Krishna Shastri Devulapalli | Could Satire Ever Be Pro-Establishment?
Pro-establishment art does the opposite of what art ought to do. It comforts the bully and disturbs the oppressed.
Of late — not that there has ever been a lull in the last eleven years, if my social media feed is anything to go by — there has been a noticeable uptick in the jokes and memes on a certain leader from the opposition. The pro-establishment ‘funnyman’, and there are many on social media — all followers of the powers that be, either overtly or covertly — creating ‘hilarious’ memes, cartoons, and reels is a curiosity and makes for an interesting character study.
In essence, this guy gets his ‘laughs’ from mocking the underdog, the downtrodden, the little guy who has the temerity to raise his voice against The Order. (That this opposition leader isn’t exactly your textbook ‘little guy’ may be true, but that he’s definitely not the ‘Big Guy’ today and hasn’t ever been in the past is incontrovertible.)
This kind of satirist is successful. Sometimes his following outnumbers those of the conventional satirist. He is followed by powerful people — quite often, the most powerful people in the country, in fact. After all, they constitute The Order.

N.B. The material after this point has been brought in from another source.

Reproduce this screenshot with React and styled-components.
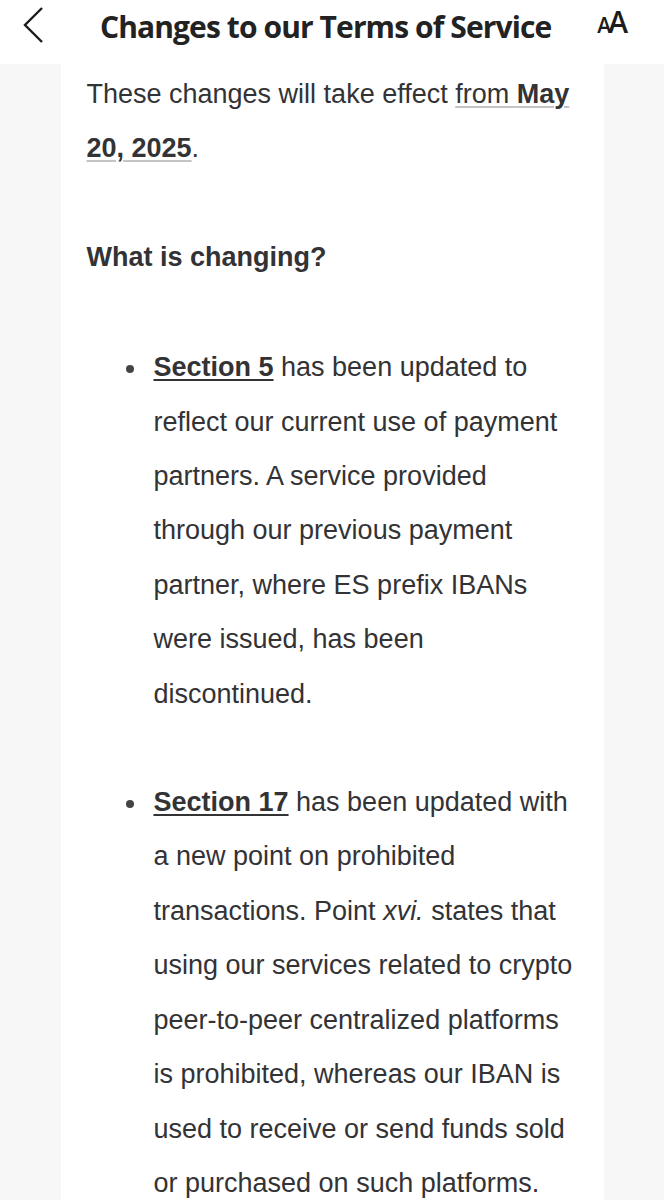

When you attempt comedy or satire, it’s all about two things:
Who the target of your mockery is.
How strongly rooted in truth the cartoon, article, or stand-up routine is.
For a satirist, the target is always the Establishment. The satirist’s raison d’être is fighting the Establishment.
So, who then is the comedian fighting for the Establishment?
Why not refer to our glorious past — real or otherwise — that infallible ready reckoner for everything today. Can you imagine our homegrown satirists Tenali Rama, Birbal, or Gopal Bhand siding with the king? These characters existed for the sole purpose of making the megalomaniacal king see the error of his ways. How terribly unfunny our folklore would be if our jesters mocked the peasant — or even the breakaway rebel leader hiding in the forest — and propped up the king.
The comedian fighting for the Establishment, let’s see, is like the guy who lovingly fashions artificial claws and then proceeds to present them to a pack of hyenas hunting a lone deer.
Coming to Requirement Number 2 — Truth — the Establishment (whoever they may be) is, first and last, its primary subverter. Truth, you see, is ugly. It is a powerful solvent that can dilute the bum-glue so essential to clinging on to shaky thrones.
This doesn’t mean, conversely, that what isn’t the Establishment is faithfully wedded to the truth. It just means that the Establishment, especially the kind we see today all over the world, has much more — infinitely more — to lose than everyone else put together were Truth excavated.
For the satirist, Truth is all he has. That’s his raw material, his paint, his ink. And his skill lies in diddling it out of uncomfortable, hard-to-reach spaces — spaces controlled by power — and making a cartoon, limerick, poster, or film with it. So, to be a satirist, you can be on no side but the opposite.
Does that mean, then, that one can’t send up the opposition — the second-rung guys who are dying to become the Establishment? Of course not. It just means that you cannot be seen as shooting the gun from the Establishment’s shoulder.
How does the pro-establishment satirist get his laughs, then? Or his popularity?
Well, the pro-establishment ‘humourist’ gets his ‘laughs’ from the heckler or bully. The heckler doesn’t laugh from his belly, spontaneously, his mirth bursting out as a response to the truth in the joke. His laughter doesn’t come out of empathy. The heckler’s laugh, nay, sneer, comes from the opposite place. He is the same guy who’ll find a video of a firecracker tied to a stray pup’s tail funny.
Have you noticed how his thigh-slapping, demented, off-key cackle is always part of a chorus? It is never a brave, hearty, honest, individual laugh. That is because the heckler or bully has neither the self-esteem nor the individuality to function alone.
Heckler-bullies love groups. They operate in gangs. Heckler-bullies can’t take a joke on themselves. Their response to debate is violence. Their response to dissent is also violence. Above all, their response to mockery is violence. Remember what Duryodhana did when Draupadi laughed at him?
They love pecking orders. They are anti–anti-establishment. Therein lies the ‘popularity’ of the pro-establishment humourist.
Pro-establishment humour, therefore, is not humour. It is propaganda. A pro-establishment artist is not an artist. He is a painter of hoardings, a maker of cut-outs.
Pro-establishment art is a signed confession that the artist’s muse is dead and its corpse is rotting in his basement.
Pro-establishment art is an open admission of fear — fear of irrelevance, fear of being excluded.
Pro-establishment art does the opposite of what art ought to do. It comforts the bully and disturbs the oppressed.
Pro-establishment art is temporarily profitable, gives the artist a sense of belonging, and makes him feel safe — till the Establishment realizes, as it always does, that he, too, doesn’t make the cut for some reason, and comes in search of his compromised, obsequious, and, above all, unfunny cojones.